Traqué par une armée d’agents féroces, un jeune écrivain tente de dévoiler un secret d’Etat lié avec une guerre imaginaire au Moyen-Orient. Avec ses gros doigts satiriques (Irak, Afghanistan), sa manière de moquer les manigances du Pentagone à coups de clins d’oeil complaisants, The Ghost writer, thriller d’espionnage à tendance parano, prête le flanc à tous les rapprochements – toutes proportions gardées – avec la traque un peu grotesque à laquelle se livrent Polanski et la justice américaine depuis plus de vingt ans. L’actualité ne devrait pas manquer de donner un éclairage flatteur à ce film pourtant extrêmement mineur du maître polonais : fastoche. La satire est si peu originale (malgré un étincelant Pierce Brosnan en politicien miroitant d’ambiguité), les lignes du récit si téléphonées que le film ressemble par instants à une série B mal dégrossie – voire consternante lorsque le héros (Ewan McGregor en mode incolore, façon Ben Affleck) résout en quelques clics sur Google, dans une vieille chambre d’hôtel moisie, une affaire top-secret engageant la sécurité de l’Etat. On a connu Polanski beaucoup plus fort dans cette approche façon jeu de rôle pour ados tintinophiles (fluidité un peu folle, avancée niveau par niveau, avec à chaque séquence son objet, son indice, son personnage-clé) : le film s’appelait La Neuvième porte et titrait de cette facilité un pouvoir de fascination irréel et chef-d’oeuvral.

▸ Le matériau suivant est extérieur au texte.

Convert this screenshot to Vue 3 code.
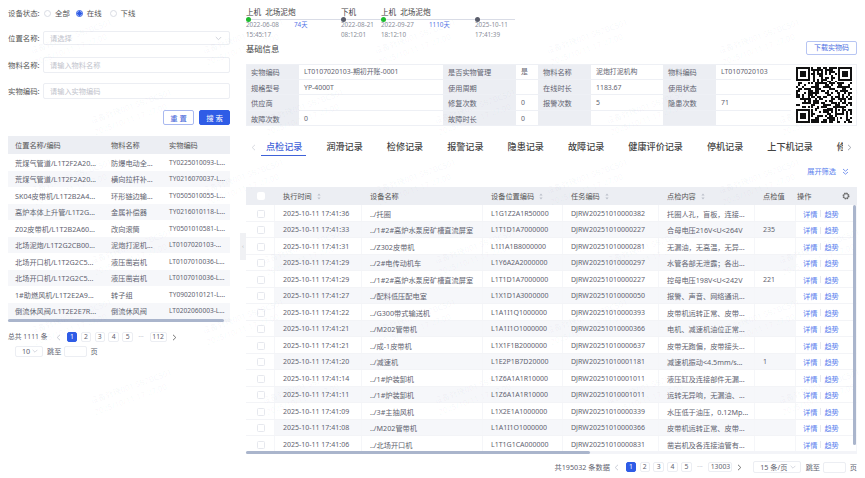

Il serait injuste de ne pas voir ce qui, ici, fonctionne à peu près de la même manière et relève de la tendance BD parano-ludique la plus échevelée du réalisateur : toutes les scènes isolées sur une île du bout du monde, dans la villa mystérieuse du politicien et de sa femme (où se rend le héros pour écrire une biographie explosive), sont chargées d’un puissant charme onirique. Le magnétisme polanskien y fonctionne à plein, et le film, bondissant de clichés en clichés (les documents planqués, la cabane de l’ivrogne, le meurtre de mauvais polar), progresse comme en une nuit de signes embrumée, avec une aisance un peu magique qu’il semble emprunter à quelque conte archaïque. La griserie esthétique procurée par ce décor des confins, la texture purement atmosphérique de la mise en scène (ciels d’acier, eau, vent, nappes de brouillard, lumières électrisantes, accents à couper au couteau), tout renvoie à la supériorité naturelle du cinéaste. Mais ce qui pourrait faire de The Ghost writer un beau thriller maritime de sous-main hitchcockienne (une sorte de Rebecca inversé) s’effondre un peu dans le dernier tiers, visiblement exécuté avec une arrogance aux limites du bâclage. Lorsqu’il se complaît ainsi dans son complexe de supériorité, le cinéma de Polanski révèle brutalement ses pires travers : son embourgeoisement un peu gauche, sa tendance maladive à une certaine laideur (la scène dans le motel moisi, vraiment impardonnable), son morne académisme déguisé en humilité d’artisan (tout le climax, torché comme une mauvaise fin de repas). Parfois aux limites de l’auto-caricature, The Ghost writer rappelle alors que le grand Polanski est loin de n’avoir réalisé que des grands films.